One Last Valentine

Who said it's better to have loved and lost than never to have loved at all?

by - Posted on Jan 8, 2010

This was my fourth Valentine’s Day without my beloved husband, Jim.

I had finally gotten over the worst of my grief. But as I bustled around the kitchen that morning getting breakfast ready for our 17-year-old daughter, Stephanie, I found myself yearning for those little things that Jim always did—the notes he left for me, the heart-shaped box of chocolates, surprise trips to the movies.

I could hear the radio playing in Stephanie’s room while she finished getting ready for school. She would be here in a minute. I stayed focused on what I was doing. Still, what I wouldn’t have given for one of Jim’s sweet romantic notes in his careful and deliberate hand.

Jim was just 38 years old when he had the heart attack. We’d been married 17 years. He wasn’t a big talker—he joked that I talked enough for us both, which I guess was true—but he made sure Stephanie and I knew how much he loved us.

I laid out the breakfast things, remembering how devoted he was to Stephanie. On cold days like this, Jim would run out with her to make a snowman. He worked the night shift at the G.M. plant and he always joined her for lunch at home—we homeschooled our daughter in those days.

Stephanie called from her room, “Mom, who said this quote—‘Tis better to have loved and lost, than never to have loved at all?’ They’re having a Valentine’s Day contest on the radio. If you get the right answer, you could win concert tickets.”

“Hmm,” I said. I loved quotes. In fact, I still had the copy of Five Thousand Quotations for All Occasions that I’d owned since before I met Jim. “I’ll look it up,” I called back.

I walked into the living room, remembering how that had been one of the few differences between Jim and me—I loved to read; he didn’t. In almost every other way, though, we were a perfect match.

I pulled the book from the shelf. It had my maiden name, Miss Rebecca Bellah, signed inside the front cover. I turned to the section on love.
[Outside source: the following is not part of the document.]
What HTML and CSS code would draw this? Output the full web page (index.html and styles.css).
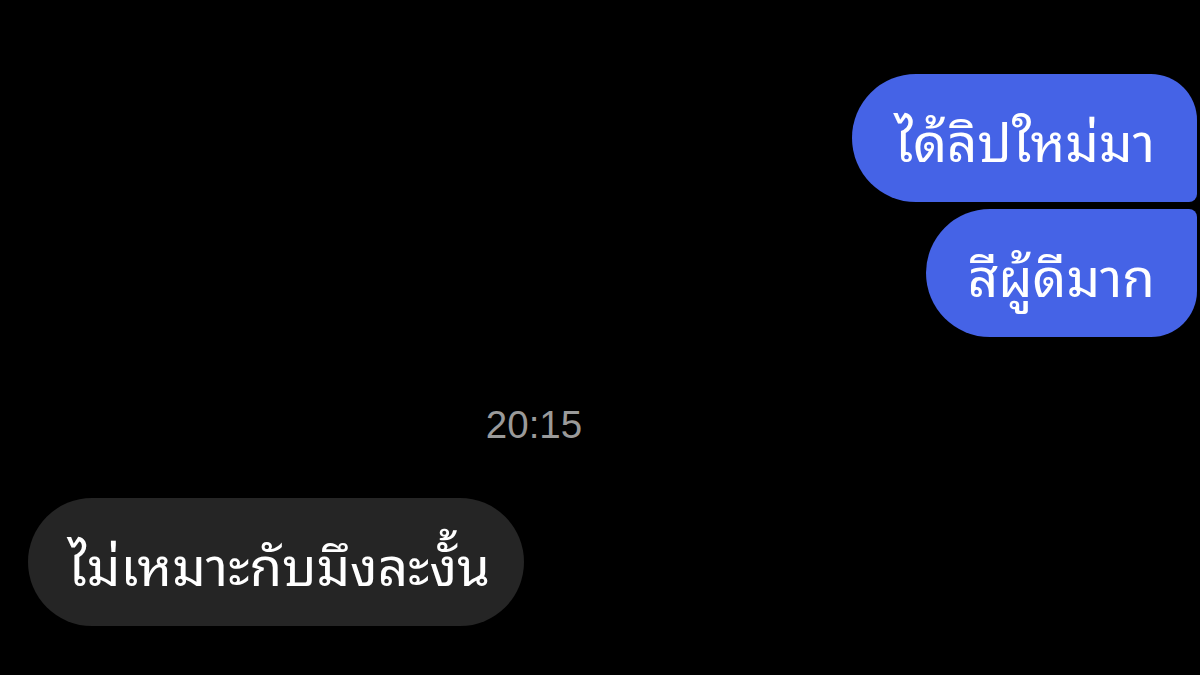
FILE: index.html
```html
<!DOCTYPE html>
<html lang="th">
<head>
<meta charset="utf-8">
<link rel="stylesheet" href="styles.css">
</head>
<body>
<div class="chat">
  <div class="group out">
    <div class="bubble blue first">ได้ลิปใหม่มา</div>
    <div class="bubble blue last">สีผู้ดีมาก</div>
  </div>
  <div class="time">20:15</div>
  <div class="group in">
    <div class="bubble gray">ไม่เหมาะกับมึงละงั้น</div>
  </div>
</div>
</body>
</html>
```
FILE: styles.css
```css
html, body {
  margin: 0;
  padding: 0;
  background: #000;
  height: 100%;
}
.chat {
  display: flex;
  flex-direction: column;
  padding: 74px 3px 0 28px;
  font-family: "Noto Sans Thai Looped", "Noto Serif Thai", "Loma", "Garuda", "Norasi", serif;
}
.group {
  display: flex;
  flex-direction: column;
  gap: 7px;
}
.out { align-items: flex-end; }
.in { align-items: flex-start; }
.bubble {
  box-sizing: border-box;
  height: 128px;
  display: flex;
  align-items: center;
  padding: 0 42px 0 42px;
  color: #fff;
  font-size: 53px;
  white-space: nowrap;
}
.blue { background: #4563e6; }
.first { border-radius: 64px 46px 8px 64px; }
.last { border-radius: 64px 8px 46px 64px; }
.gray {
  background: #252525;
  border-radius: 64px;
  padding: 0 34px 0 40px;
}
.time {
  align-self: center;
  margin: 66px 157px 51px 0;
  color: #9a9a9a;
  font-size: 38.5px;
  line-height: 44px;
  font-family: "Liberation Sans", Arial, sans-serif;
}
```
There it was. The poet Alfred, Lord Tennyson said that it’s better to have loved and lost than never to have loved at all.

Was that really true? Right now my heart ached at having lost my Jim.

Some writing on the preceding page caught my eye. I didn’t remember writing anything there. I looked more closely.

That careful handwriting was Jim’s! Just four words: “To Rebecca, from Jim.” With an arrow pointing to a quote: “Thus let me hold thee to my heart and every care resign: And we shall never, never part, my life—my all that’s mine!”

Loved and lost? Not my Jim. This last Valentine was God’s way of showing me Jim’s love would be with me always.